What you are asked to do » In the material below, the lines containing the word "components" are required; copy each of them.

Information provided »
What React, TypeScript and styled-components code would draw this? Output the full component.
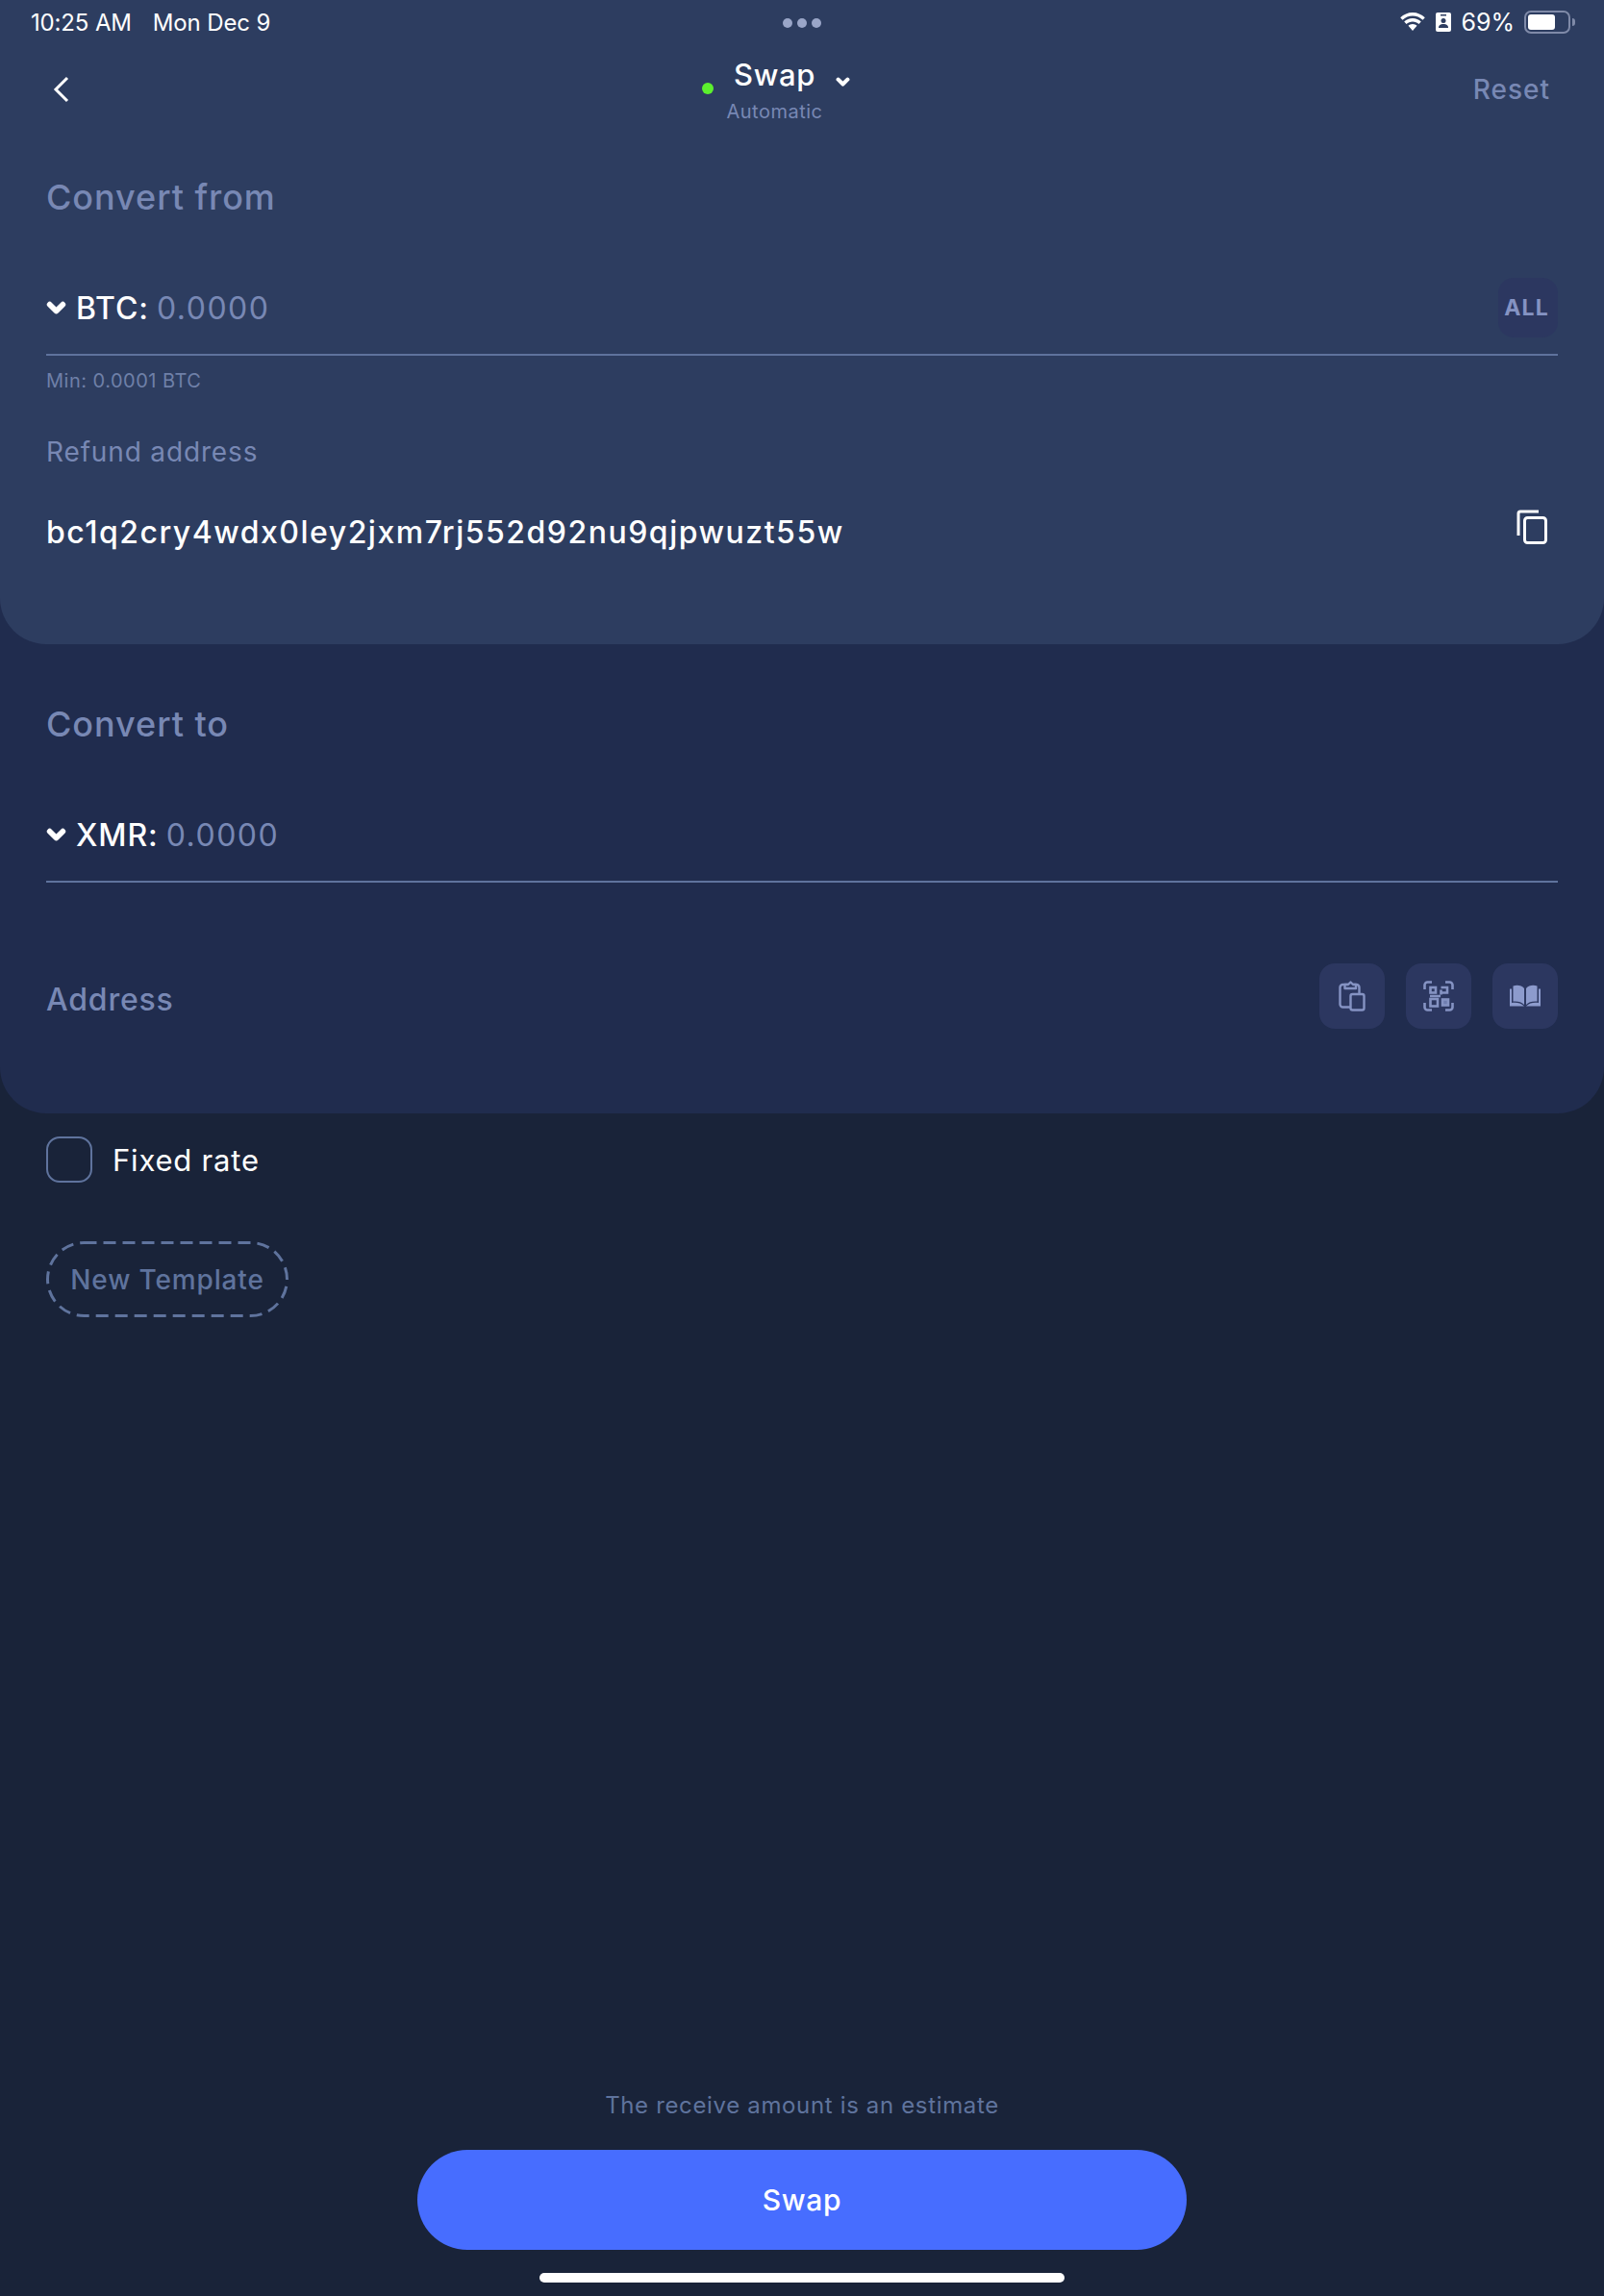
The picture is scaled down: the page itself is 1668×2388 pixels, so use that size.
import React from 'react'
import styled, { createGlobalStyle } from 'styled-components'

const GlobalStyle = createGlobalStyle`
  html, body {
    margin: 0;
    padding: 0;
    background: #192339;
  }
  * {
    box-sizing: border-box;
  }
`

const Page = styled.div`
  width: 1668px;
  height: 2388px;
  display: flex;
  flex-direction: column;
  background: #192339;
  color: #fff;
  font-family: Inter, 'Liberation Sans', sans-serif;
  overflow: hidden;
`
const Panels = styled.div`
  background: #202c4e;
  border-radius: 0 0 48px 48px;
  height: 1158px;
  flex-shrink: 0;
`
const FromPanel = styled.section`
  height: 670px;
  background: #2d3d60;
  border-radius: 0 0 48px 48px;
  padding: 0 48px;
`
const ToPanel = styled.section`
  height: 488px;
  padding: 0 48px;
`
const StatusBar = styled.div`
  height: 46px;
  margin: 0 -48px;
  padding: 0 32px;
  display: grid;
  grid-template-columns: 1fr auto 1fr;
  align-items: center;
`
const StatusLeft = styled.div`
  display: flex;
  gap: 22px;
  font-size: 24px;
  letter-spacing: -0.15px;
`
const StatusDots = styled.div`
  display: flex;
  gap: 5px;
  margin-top: 2px;
`
const Dot = styled.span`
  width: 10px;
  height: 10px;
  border-radius: 50%;
  background: #9aa6c8;
`
const StatusRight = styled.div`
  display: flex;
  justify-content: flex-end;
  align-items: center;
  font-size: 25px;
  gap: 10px;
`
const Battery = styled.div`
  width: 48px;
  height: 24px;
  border: 2px solid #7f8aa8;
  border-radius: 7px;
  padding: 2px;
  margin-right: 3px;
  position: relative;
  &::after {
    content: '';
    position: absolute;
    right: -7px;
    top: 6px;
    width: 3px;
    height: 8px;
    border-radius: 0 3px 3px 0;
    background: #7f8aa8;
  }
`
const BatteryFill = styled.div<{ $level: number }>`
  width: ${({ $level }) => $level}%;
  height: 100%;
  background: #fff;
  border-radius: 3px;
`
const NavBar = styled.header`
  height: 94px;
  display: grid;
  grid-template-columns: 1fr auto 1fr;
  align-items: center;
`
const BackButton = styled.button`
  border: 0;
  background: none;
  padding: 0;
  width: 40px;
  display: flex;
  justify-self: start;
  margin-left: 7px;
`
const NavCenter = styled.div`
  display: flex;
  flex-direction: column;
  align-items: center;
  margin-left: -57px;
  margin-top: 1px;
`
const NavTitleRow = styled.div`
  display: flex;
  align-items: center;
  position: relative;
  font-size: 31px;
  font-weight: 500;
  letter-spacing: 0.6px;
  line-height: 40px;
`
const StatusDot = styled.span`
  position: absolute;
  left: -33px;
  top: 28px;
  width: 12px;
  height: 12px;
  border-radius: 50%;
  background: #5cf02e;
`
const TitleChevron = styled.span`
  position: absolute;
  right: -36px;
  top: 22px;
  display: flex;
`
const NavSub = styled.div`
  margin-top: 5px;
  font-size: 20px;
  color: #7888b4;
  letter-spacing: 0.5px;
  line-height: 26px;
`
const ResetLink = styled.div`
  justify-self: end;
  font-size: 28px;
  font-weight: 500;
  letter-spacing: 1px;
  color: #7888b4;
  margin-right: 8px;
`
const SectionTitle = styled.h2<{ $top: number }>`
  margin: ${({ $top }) => $top}px 0 0;
  height: 66px;
  display: flex;
  align-items: center;
  font-size: 36px;
  font-weight: 500;
  letter-spacing: 0.95px;
  color: #7888b4;
`
const AmountRow = styled.div`
  margin-top: 45px;
  height: 87px;
  display: flex;
  align-items: center;
  border-bottom: 2px solid #5f739d;
  padding-bottom: 11px;
`
const CoinChevron = styled.span`
  display: flex;
  margin-right: 10px;
`
const CoinName = styled.span`
  font-size: 32px;
  font-weight: 500;
  letter-spacing: 0.9px;
`
const AmountValue = styled.span`
  font-size: 32px;
  color: #7888b4;
  letter-spacing: 1.5px;
  margin-left: 8px;
  flex: 1;
`
const AllButton = styled.div`
  width: 62px;
  height: 62px;
  border-radius: 16px;
  background: #2c3760;
  display: flex;
  align-items: center;
  justify-content: flex-end;
  padding-right: 9px;
  font-size: 23px;
  font-weight: 700;
  letter-spacing: 1.2px;
  color: #8593c3;
`
const MinNote = styled.div`
  margin-top: 13px;
  font-size: 20px;
  line-height: 26px;
  letter-spacing: 0.5px;
  color: #6f80a8;
`
const FieldLabel = styled.div`
  margin-top: 44px;
  font-size: 28px;
  line-height: 34px;
  letter-spacing: 0.85px;
  color: #7888b4;
`
const AddressRow = styled.div`
  margin-top: 41px;
  display: flex;
  align-items: center;
  justify-content: space-between;
  height: 50px;
  padding-right: 11px;
`
const AddressText = styled.div`
  font-size: 32px;
  font-weight: 500;
  letter-spacing: 1.5px;
`
const CopyIcon = styled.span`
  display: flex;
  margin-top: -10px;
`
const TargetRow = styled.div`
  margin-top: 84px;
  height: 68px;
  display: flex;
  align-items: center;
  justify-content: space-between;
`
const TargetLabel = styled.div`
  font-size: 32px;
  font-weight: 500;
  letter-spacing: 0.8px;
  color: #7888b4;
  margin-top: 6px;
`
const ActionGroup = styled.div`
  display: flex;
  gap: 22px;
`
const ActionButton = styled.button`
  width: 68px;
  height: 68px;
  border: 0;
  padding: 0;
  border-radius: 16px;
  background: #2c3760;
  display: flex;
  align-items: center;
  justify-content: center;
`
const CheckRow = styled.label`
  margin: 24px 48px 0;
  display: flex;
  align-items: center;
  gap: 21px;
  font-size: 31px;
  letter-spacing: 0.8px;
`
const CheckBox = styled.span`
  width: 48px;
  height: 48px;
  border: 2px solid #5f739d;
  border-radius: 14px;
`
const TemplateButton = styled.button`
  position: relative;
  margin: 61px 0 0 48px;
  width: 252px;
  height: 79px;
  border: 0;
  background: none;
  padding: 0;
  font-family: inherit;
  font-size: 28px;
  font-weight: 500;
  letter-spacing: 0.85px;
  color: #5f739d;
`
const DashedOutline = styled.svg`
  position: absolute;
  left: 0;
  top: 0;
`
const Footer = styled.footer`
  margin-top: auto;
  display: flex;
  flex-direction: column;
  align-items: center;
`
const EstimateNote = styled.div`
  font-size: 24px;
  line-height: 30px;
  letter-spacing: 0.65px;
  color: #5f739d;
`
const SwapButton = styled.button`
  margin-top: 31px;
  width: 800px;
  height: 104px;
  border: 0;
  border-radius: 52px;
  background: #476dff;
  color: #fff;
  font-family: inherit;
  font-size: 30px;
  font-weight: 500;
  letter-spacing: 0.7px;
`
const HomeIndicator = styled.div`
  margin: 24px 0 14px;
  width: 546px;
  height: 10px;
  border-radius: 5px;
  background: #fff;
`

const Chevron = ({ size }: { size: number }) => (
  <svg width={size} height={size * 0.7} viewBox="0 0 20 14" fill="none">
    <path d="M3.500 3.500L10 10l6.500-6.500" stroke="#fff" strokeWidth="5.500" strokeLinecap="round" strokeLinejoin="round" />
  </svg>
)

const ClipboardIcon = () => (
  <svg width="28" height="32" viewBox="0 0 28 32" fill="none" stroke="#8593c3" strokeWidth="2.400">
    <path d="M12 27.500H4.500a3 3 0 0 1-3-3V7a3 3 0 0 1 3-3h14a3 3 0 0 1 3 3v6.500" />
    <path d="M6.500 4h3.500L12.500 1.500 15 4h3v4H6.500z" strokeLinejoin="round" fill="#2c3760" />
    <rect x="12.500" y="14" width="14" height="16.500" rx="2" fill="#2c3760" />
  </svg>
)

const QrIcon = () => (
  <svg width="32" height="32" viewBox="0 0 32 32" fill="none" stroke="#8593c3" strokeWidth="2.600">
    <path d="M1.500 9V4.500a3 3 0 0 1 3-3H9M23 1.500h4.500a3 3 0 0 1 3 3V9M30.500 23v4.500a3 3 0 0 1-3 3H23M9 30.500H4.500a3 3 0 0 1-3-3V23" />
    <rect x="7.500" y="7" width="5.500" height="5.500" />
    <rect x="7.500" y="19" width="7.500" height="7.500" />
    <rect x="20" y="19.500" width="6" height="6" fill="#6f7eb0" />
    <path d="M18.500 7h6.500v5.500h-6.500M18.500 9.500v5M7 16h11" />
  </svg>
)

const BookIcon = () => (
  <svg width="32" height="25" viewBox="0 0 32 25" fill="#8d9bcd">
    <path d="M15 21C12.500 18 8 17 3.500 17.500V1.500C8 0 12.500 1 15 4z" />
    <path d="M17 21c2.500-3 7-4 11.500-3.500v-16C24 0 19.500 1 17 4z" />
    <path d="M0 4.500h2v14.500c4.500-.8 9-.3 13 3.500H0zM32 4.500h-2v14.500c-4.500-.8-9-.3-13 3.500h15z" />
  </svg>
)

const WifiIcon = () => (
  <svg width="28" height="20" viewBox="0 0 28 20" fill="#fff">
    <path d="M14 3.500c4 0 7.500 1.500 10.500 4.300l2.300-2.500C23.300 2 18.900 0 14 0S4.700 2 1.200 5.300l2.300 2.500C6.500 5 10 3.500 14 3.500z" />
    <path d="M14 9.500c2.500 0 4.700 1 6.500 2.600l2.300-2.500C20.400 7.400 17.400 6 14 6S7.600 7.400 5.200 9.600l2.300 2.500C9.300 10.500 11.500 9.500 14 9.500z" />
    <path d="M14 12c-1.800 0-3.300.7-4.500 1.800L14 19l4.500-5.200C17.300 12.700 15.800 12 14 12z" />
  </svg>
)

const IdIcon = () => (
  <svg width="16" height="20" viewBox="0 0 16 20">
    <rect width="16" height="20" rx="2" fill="#fff" />
    <rect x="5" y="2" width="6" height="1.500" fill="#2d3d60" />
    <circle cx="8" cy="8.500" r="2.500" fill="#2d3d60" />
    <path d="M3 16c0-3 2-4 5-4s5 1 5 4z" fill="#2d3d60" />
  </svg>
)

const App = () => (
  <Page>
    <GlobalStyle />
    <Panels>
      <FromPanel>
        <StatusBar>
          <StatusLeft>
            <span>10:25 AM</span>
            <span>Mon Dec 9</span>
          </StatusLeft>
          <StatusDots>
            <Dot />
            <Dot />
            <Dot />
          </StatusDots>
          <StatusRight>
            <WifiIcon />
            <IdIcon />
            <span>69%</span>
            <Battery>
              <BatteryFill $level={69} />
            </Battery>
          </StatusRight>
        </StatusBar>
        <NavBar>
          <BackButton>
            <svg width="18" height="28" viewBox="0 0 18 28" fill="none">
              <path d="M15 2L3 14l12 12" stroke="#fff" strokeWidth="3" />
            </svg>
          </BackButton>
          <NavCenter>
            <NavTitleRow>
              <StatusDot />
              Swap
              <TitleChevron>
                <Chevron size={15} />
              </TitleChevron>
            </NavTitleRow>
            <NavSub>Automatic</NavSub>
          </NavCenter>
          <ResetLink>Reset</ResetLink>
        </NavBar>
        <SectionTitle $top={32}>Convert from</SectionTitle>
        <AmountRow>
          <CoinChevron>
            <Chevron size={21} />
          </CoinChevron>
          <CoinName>BTC:</CoinName>
          <AmountValue>0.0000</AmountValue>
          <AllButton>ALL</AllButton>
        </AmountRow>
        <MinNote>Min: 0.0001 BTC</MinNote>
        <FieldLabel>Refund address</FieldLabel>
        <AddressRow>
          <AddressText>bc1q2cry4wdx0ley2jxm7rj552d92nu9qjpwuzt55w</AddressText>
          <CopyIcon>
            <svg width="32" height="36" viewBox="0 0 32 36" fill="none" stroke="#fff" strokeWidth="3">
              <path d="M23 2H4a2 2 0 0 0-2 2v23" />
              <rect x="8.500" y="8.500" width="22" height="26" rx="3" />
            </svg>
          </CopyIcon>
        </AddressRow>
      </FromPanel>
      <ToPanel>
        <SectionTitle $top={50}>Convert to</SectionTitle>
        <AmountRow>
          <CoinChevron>
            <Chevron size={21} />
          </CoinChevron>
          <CoinName>XMR:</CoinName>
          <AmountValue>0.0000</AmountValue>
        </AmountRow>
        <TargetRow>
          <TargetLabel>Address</TargetLabel>
          <ActionGroup>
            <ActionButton>
              <ClipboardIcon />
            </ActionButton>
            <ActionButton>
              <QrIcon />
            </ActionButton>
            <ActionButton>
              <BookIcon />
            </ActionButton>
          </ActionGroup>
        </TargetRow>
      </ToPanel>
    </Panels>
    <CheckRow>
      <CheckBox />
      Fixed rate
    </CheckRow>
    <div>
      <TemplateButton>
        <DashedOutline width="252" height="79" fill="none">
          <rect x="1.500" y="1.500" width="249" height="76" rx="38" stroke="#5f739d" strokeWidth="3" strokeDasharray="13 7" />
        </DashedOutline>
        New Template
      </TemplateButton>
    </div>
    <Footer>
      <EstimateNote>The receive amount is an estimate</EstimateNote>
      <SwapButton>Swap</SwapButton>
      <HomeIndicator />
    </Footer>
  </Page>
)

export default App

Expected answer »
What React, TypeScript and styled-components code would draw this? Output the full component.
import styled, { createGlobalStyle } from 'styled-components'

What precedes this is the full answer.